3. Formulating Assumptions
Note that not all of the specifics about the possible acquisition have been given, such as the cost of the acquisition, the number of hotels and employees, the current profit margins, the current cost of benefits as a percentage of total labor costs, competitive data on the room rates, etc.
4. Memo from CEO
To: Executive Team
From: Chief Executive Officer
Subject: Potential Acquisition
As you know, I am on vacation in Italy. I have just learned that there is a chain of hotels in Italy that our company could purchase if we desire. We certainly need the added revenue, but only if it provides us with profit and goodwill with our current guests. While there are some risks since the quality of the buildings and the service of the current staffs are not up to our standards, the acquisition could allow us to expand into the Italian market quickly. There are several unions representing the employees, and the employees cannot work except in their defined job, unlike in our nonunionized hotels in the States. Further, the benefits offered to the employees seem very generous, but perhaps either the unions can be decertified or we could raise the hotel room rates enough to continue their current package. The salaries and wages seem high too, but again, maybe we can raise the hotel rates to accommodate this.
You all know I believe in respect for each individual, and it is one of our core values. From what I observed, we may need to change our values or have some serious talks with some of the employees about their behavior toward women and minorities. I have to wonder if there are not laws in Italy that address discrimination and sexual harassment, like we have in the States.
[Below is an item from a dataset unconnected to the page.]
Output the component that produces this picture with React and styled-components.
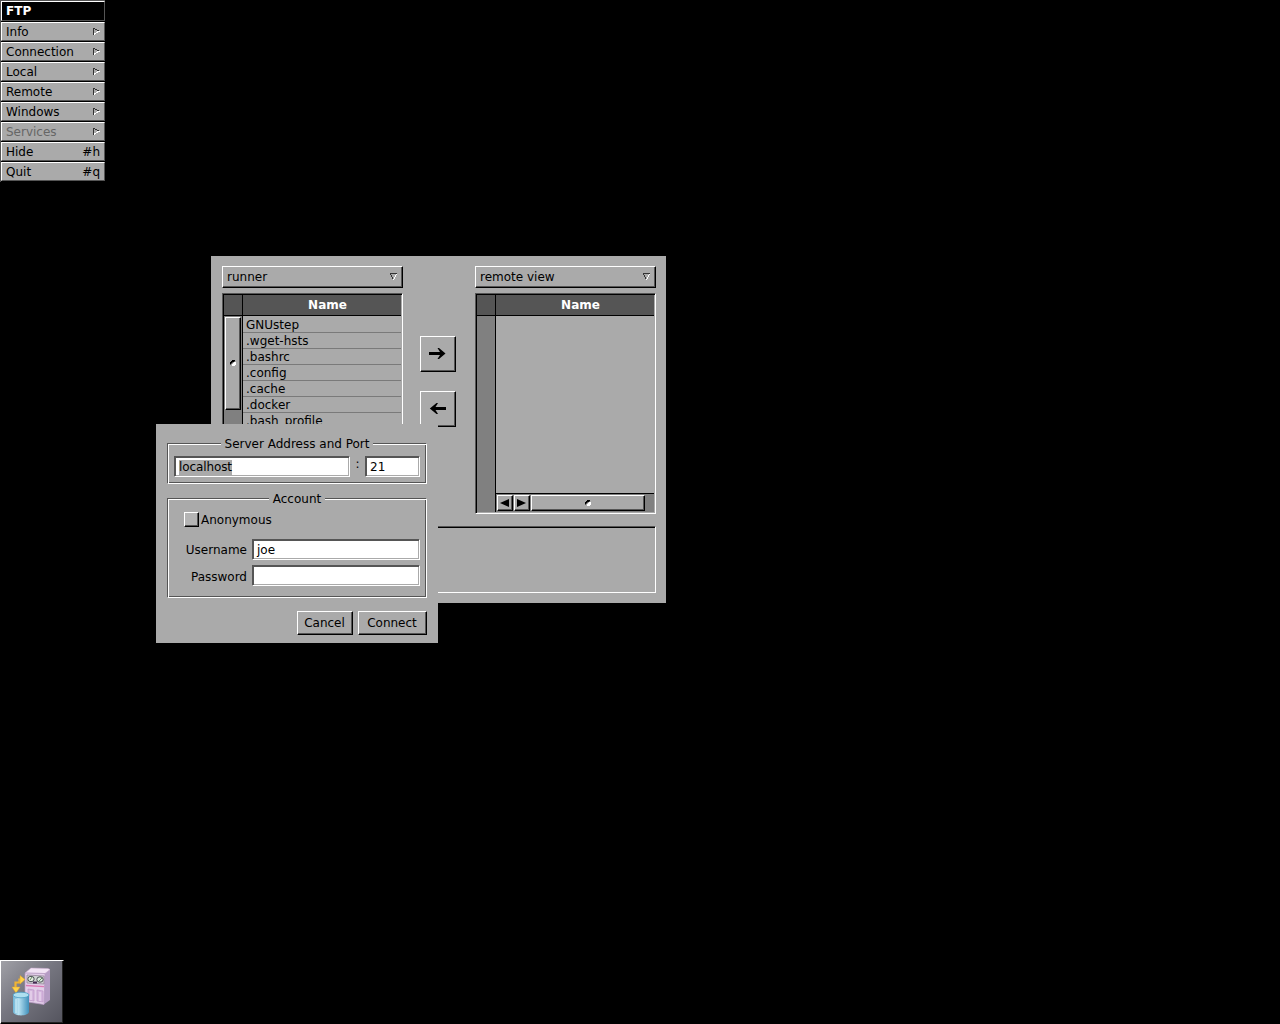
import React from 'react';
import styled, { createGlobalStyle, css } from 'styled-components';

const GRAY = '#aaaaaa';
const DARK = '#555555';
const TROUGH = '#808080';

const Global = createGlobalStyle`
  * { box-sizing: border-box; }
  body {
    margin: 0;
    background: #000;
    color: #000;
    font: 12px/14px "DejaVu Sans", sans-serif;
    overflow: hidden;
  }
  svg { display: block; flex: none; }
`;

const raised = css`
  background: ${GRAY};
  border: 1px solid #000;
  border-top-color: #fff;
  border-left-color: #fff;
  box-shadow: inset -1px -1px 0 ${DARK};
`;

const sunken = css`
  border: 1px solid #fff;
  border-top-color: ${DARK};
  border-left-color: ${DARK};
  box-shadow: inset 1px 1px 0 #000;
`;

const Desktop = styled.main`
  position: relative;
  width: 1280px;
  height: 1024px;
  background: #000;
  overflow: hidden;
`;

/* ---- application menu ---- */

const Menu = styled.nav`
  position: absolute;
  left: 0;
  top: 0;
  width: 105px;
  padding-left: 1px;
  border-top: 1px solid ${DARK};
  background: linear-gradient(${DARK}, ${DARK}) 0 0 / 1px 181px no-repeat;
`;

const MenuTitle = styled.div`
  height: 20px;
  margin-bottom: 1px;
  padding: 3px 4px;
  border: 1px solid ${DARK};
  border-top-color: #fff;
  border-left-color: #fff;
  background: #000;
  color: #fff;
  font-weight: bold;
  line-height: 13px;
`;

const MenuItem = styled.div`
  display: flex;
  justify-content: space-between;
  height: 19px;
  margin-bottom: 1px;
  padding: 2px 4px 0;
  border: 1px solid ${DARK};
  border-top-color: #fff;
  border-left-color: #fff;
  background: ${GRAY};
  color: ${(p) => (p.$disabled ? '#666' : '#000')};
`;

const SubmenuArrow = styled.svg`
  margin-top: 2px;
`;

/* ---- windows ---- */

const Window = styled.section`
  position: absolute;
  left: ${(p) => p.$x}px;
  top: ${(p) => p.$y}px;
  width: ${(p) => p.$w}px;
  height: ${(p) => p.$h}px;
  background: ${GRAY};
`;

const Browser = styled.div`
  display: flex;
  padding: 10px 10px 0 11px;
`;

const Pane = styled.div`
  width: 181px;
`;

const PopUp = styled.div`
  ${raised}
  display: flex;
  justify-content: space-between;
  height: 22px;
  padding: 3px 4px 0;
`;

const PopUpArrow = styled.svg`
  margin-top: 2px;
`;

const Table = styled.div`
  ${sunken}
  display: flex;
  height: 221px;
  margin-top: 5px;
  padding: 1px;
`;

const Side = styled.div`
  display: flex;
  flex-direction: column;
  width: 19px;
  border-right: 1px solid #000;
  background: ${TROUGH};
`;

const Corner = styled.div`
  height: 21px;
  background: ${DARK};
  border-bottom: 1px solid #000;
`;

const Knob = styled.div`
  ${raised}
  display: flex;
  align-items: center;
  justify-content: center;
  width: ${(p) => p.$w}px;
  height: ${(p) => p.$h}px;
  padding-bottom: ${(p) => (p.$h % 2)}px;
`;

const SideTrack = styled.div`
  padding: 1px 0 0 1px;
`;

const Column = styled.div`
  display: flex;
  flex-direction: column;
  flex: 1;
  min-width: 0;
`;

const Heading = styled.div`
  height: 21px;
  padding: 3px 0 0 11px;
  background: ${DARK};
  border-bottom: 1px solid #000;
  color: #fff;
  font-weight: bold;
  text-align: center;
`;

const Rows = styled.div`
  flex: 1;
  min-height: 0;
  padding-top: 1px;
  overflow: hidden;
`;

const Row = styled.div`
  height: 16px;
  padding: 1px 3px 0;
  background: linear-gradient(#7a7a7a, #7a7a7a) 0 100% / 100% 1px no-repeat;
`;

const HScroller = styled.div`
  display: flex;
  gap: 1px;
  height: 19px;
  padding: 1px 0 0 1px;
  border-top: 1px solid #000;
  background: ${TROUGH};
`;

const Transfer = styled.div`
  display: flex;
  flex-direction: column;
  gap: 19px;
  width: 72px;
  padding: 70px 0 0 17px;
`;

const ArrowButton = styled.div`
  ${raised}
  width: 36px;
  height: 36px;
  display: flex;
  align-items: center;
  justify-content: center;
  padding: 0 1px 1px 0;
`;

const Log = styled.div`
  ${sunken}
  height: 67px;
  margin: 12px 10px 0 11px;
`;

/* ---- connection panel ---- */

const Panel = styled(Window)`
  padding: 12px 11px 0;
`;

const Group = styled.fieldset`
  position: relative;
  min-width: 0;
  width: 260px;
  height: ${(p) => p.$h}px;
  margin: 7px 0 ${(p) => p.$gap}px;
  padding: ${(p) => p.$pad};
  border: 1px solid #fff;
  border-top-color: ${DARK};
  border-left-color: ${DARK};
  box-shadow: inset 1px 1px 0 #fff, inset -1px -1px 0 ${DARK};
`;

const GroupTitle = styled.div`
  position: absolute;
  left: 50%;
  top: -7px;
  transform: translateX(-50%);
  width: ${(p) => p.$w}px;
  background: ${GRAY};
  text-align: center;
  white-space: nowrap;
`;

const Line = styled.div`
  display: flex;
  align-items: flex-start;
  margin-bottom: ${(p) => p.$mb || 0}px;
`;

const Field = styled.div`
  width: ${(p) => p.$w}px;
  height: 21px;
  padding: 3px 4px;
  background: #fff;
  border: 1px solid #fff;
  border-top-color: ${DARK};
  border-left-color: ${DARK};
  box-shadow: inset 1px 1px 0 ${DARK}, inset -1px -1px 0 ${GRAY};
`;

const Selection = styled.span`
  display: inline-block;
  width: 53px;
  height: 15px;
  background: ${GRAY};
  letter-spacing: -0.1px;
`;

const Colon = styled.span`
  width: 15px;
  padding-top: 1px;
  text-align: center;
`;

const Label = styled.label`
  width: 79px;
  padding: ${(p) => p.$top}px 5px 0 0;
  text-align: right;
`;

const CheckBox = styled.span`
  ${raised}
  width: 15px;
  height: 15px;
  margin: 0 2px 0 11px;
  background: #b4b4b4;
`;

const CheckLabel = styled.span`
  padding-top: 1px;
`;

const Buttons = styled.div`
  display: flex;
  justify-content: flex-end;
  gap: 5px;
`;

const Button = styled.div`
  ${raised}
  width: ${(p) => p.$w}px;
  height: 24px;
  padding: 4px 1px 0 0;
  text-align: center;
`;

const AppIcon = styled.div`
  position: absolute;
  left: 0;
  bottom: 0;
  width: 64px;
  height: 64px;
  border: 1px solid #000;
  border-top-color: #fff;
  border-left-color: #fff;
  background: linear-gradient(135deg, #a0a0a6, #767680 45%, #54545e);
  box-shadow: inset -1px -1px 0 #222;
`;

const Dimple = () => (
  <svg width="6" height="6" shapeRendering="crispEdges">
    <path d="M4 1h1v1H4zM2 2h1v1H2zM0 4h1v1H0zM1 3h1v1H1z" fill="#555" />
    <path d="M2 0h3v1H2zM1 1h3v1H1zM0 2h2v1H0zM0 3h1v1H0z" fill="#000" />
    <path d="M4 2h2v2H4zM3 3h3v1H3zM2 4h4v1H2zM2 5h3v1H2z" fill="#fff" />
  </svg>
);

const items = [
  ['Info'], ['Connection'], ['Local'], ['Remote'], ['Windows'],
  ['Services', null, true], ['Hide', '#h'], ['Quit', '#q'],
];

const files = ['GNUstep', '.wget-hsts', '.bashrc', '.config', '.cache', '.docker', '.bash_profile'];

const Selector = ({ children }) => (
  <PopUp>
    {children}
    <PopUpArrow width="9" height="9" shapeRendering="crispEdges">
      <path d="M7 2h1v1H7zM6 3h1v2H6zM5 5h1v2H5zM4 7h1v1H4z" fill="#fff" />
      <path d="M1 1h7v1H1zM1 2h1v1H1zM2 3h1v2H2zM3 5h1v2H3z" fill="#333" />
    </PopUpArrow>
  </PopUp>
);

function FileWindow() {
  return (
    <Window $x={211} $y={256} $w={455} $h={347}>
      <Browser>
        <Pane>
          <Selector>runner</Selector>
          <Table>
            <Side>
              <Corner />
              <SideTrack><Knob $w={16} $h={93}><Dimple /></Knob></SideTrack>
            </Side>
            <Column>
              <Heading>Name</Heading>
              <Rows>{files.map((f) => <Row key={f}>{f}</Row>)}</Rows>
            </Column>
          </Table>
        </Pane>
        <Transfer>
          <ArrowButton>
            <svg width="17" height="11">
              <path d="M0 4h11L8.500 0h1.500l6.500 5.500L10 11H8.500L11 7H0z" />
            </svg>
          </ArrowButton>
          <ArrowButton>
            <svg width="17" height="11">
              <path d="M17 4H6.500L9 0H7.500L.8 5.500 7.500 11H9L6.500 7H17z" />
            </svg>
          </ArrowButton>
        </Transfer>
        <Pane>
          <Selector>remote view</Selector>
          <Table>
            <Side><Corner /></Side>
            <Column>
              <Heading>Name</Heading>
              <Rows />
              <HScroller>
                <Knob $w={16} $h={16}><svg width="10" height="8"><path d="M9 0v8L0 4z" /></svg></Knob>
                <Knob $w={16} $h={16}><svg width="10" height="8"><path d="M0 0v8l9-4z" /></svg></Knob>
                <Knob $w={114} $h={16}><Dimple /></Knob>
              </HScroller>
            </Column>
          </Table>
        </Pane>
      </Browser>
      <Log />
    </Window>
  );
}

function ConnectPanel() {
  return (
    <Panel $x={156} $y={424} $w={282} $h={219}>
      <Group $h={41} $gap={14} $pad="12px 6px 0">
        <GroupTitle $w={152}>Server Address and Port</GroupTitle>
        <Line>
          <Field $w={176}><Selection>localhost</Selection></Field>
          <Colon>:</Colon>
          <Field $w={55}>21</Field>
        </Line>
      </Group>
      <Group $h={100} $gap={13} $pad="13px 6px 0 5px">
        <GroupTitle $w={56}>Account</GroupTitle>
        <Line $mb={12}>
          <CheckBox />
          <CheckLabel>Anonymous</CheckLabel>
        </Line>
        <Line $mb={5}><Label $top={4}>Username</Label><Field $w={168}>joe</Field></Line>
        <Line><Label $top={5}>Password</Label><Field $w={168} /></Line>
      </Group>
      <Buttons>
        <Button $w={56}>Cancel</Button>
        <Button $w={69}>Connect</Button>
      </Buttons>
    </Panel>
  );
}

const FtpIcon = () => (
  <svg width="62" height="62" viewBox="0 0 62 62">
    <defs>
      <linearGradient id="can" x1="0" x2="1">
        <stop offset="0" stopColor="#6fb4d6" />
        <stop offset=".35" stopColor="#b9e2f2" />
        <stop offset="1" stopColor="#3f8fba" />
      </linearGradient>
    </defs>
    <path d="M44 12l5-4v31l-7 5z" fill="#b59cc4" />
    <path d="M24 12l6-5 17 .5 2 1-5 4z" fill="#f1e3f4" stroke="#c9a9cf" strokeWidth=".5" />
    <path d="M24 12l20 .5-1 31-19-3z" fill="#e3cfe9" stroke="#b698c2" strokeWidth=".7" />
    <path d="M26 14l17 1v8l-17-1z" fill="#cfd3d2" stroke="#8b7891" strokeWidth=".7" />
    <ellipse cx="30" cy="18" rx="3.2" ry="2.7" fill="#e4ece0" stroke="#4d5257" />
    <ellipse cx="39" cy="18.5" rx="3.2" ry="2.7" fill="#d9eadd" stroke="#4d5257" />
    <path d="M29 19l2-3M38 20l3-3" stroke="#648d60" />
    <path d="M32 21.5h4" stroke="#432b51" strokeWidth="2" />
    <path d="M25 24.5l18 1.2" stroke="#dc78b4" strokeWidth="1.3" />
    <path d="M27 28l6 1v11l-6-1zM36 29l6 1v11l-6-1z" fill="#d5b7dd" stroke="#bd97c9" strokeWidth=".7" />
    <path d="M30 30v9M39 31v9" stroke="#efe1f3" />
    <path d="M14.500 28V21.500h4V18.500h3" fill="none" stroke="#f0b433" strokeWidth="2.200" />
    <path d="M11 26l4 6 4-6zM19 14.500l5 4-5 4.500z" fill="#ffd34a" stroke="#dfa02c" strokeWidth=".5" />
    <path d="M12 34v17c1 4.500 15 4.500 16 0V34z" fill="url(#can)" />
    <path d="M15 38v14" stroke="#d4f0f8" strokeWidth="1" />
    <ellipse cx="20" cy="34" rx="8" ry="2.800" fill="#aedff0" stroke="#4a9cc4" strokeWidth=".8" />
  </svg>
);

export default function App() {
  return (
    <>
      <Global />
      <Desktop>
        <Menu>
          <MenuTitle>FTP</MenuTitle>
          {items.map(([name, shortcut, disabled]) => (
            <MenuItem key={name} $disabled={disabled}>
              <span>{name}</span>
              {shortcut ? <span>{shortcut}</span> : (
                <SubmenuArrow width="8" height="9" shapeRendering="crispEdges">
                  <path d="M5 4h3v1H5zM4 5h2v1H4zM2 6h2v1H2zM2 7h1v1H2z" fill="#fff" />
                  <path d="M1 1h1v7H1zM2 1h1v1H2zM3 2h2v1H3zM5 3h2v1H5z" fill="#333" />
                </SubmenuArrow>
              )}
            </MenuItem>
          ))}
        </Menu>
        <FileWindow />
        <ConnectPanel />
        <AppIcon><FtpIcon /></AppIcon>
      </Desktop>
    </>
  );
}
We know that U.S. business travelers go to Italy, and I think they would welcome seeing our hotel sign on hotels here, but we may have to do some work on some of the hotels to bring them up to our standards.
I expect, upon my return, that you will have a memo ready for me that will address the pros and cons of this potential acquisition, along with your recommendations for whether we should purchase the chain.
Thank you in advance for your memo and your time. I will see you in one week.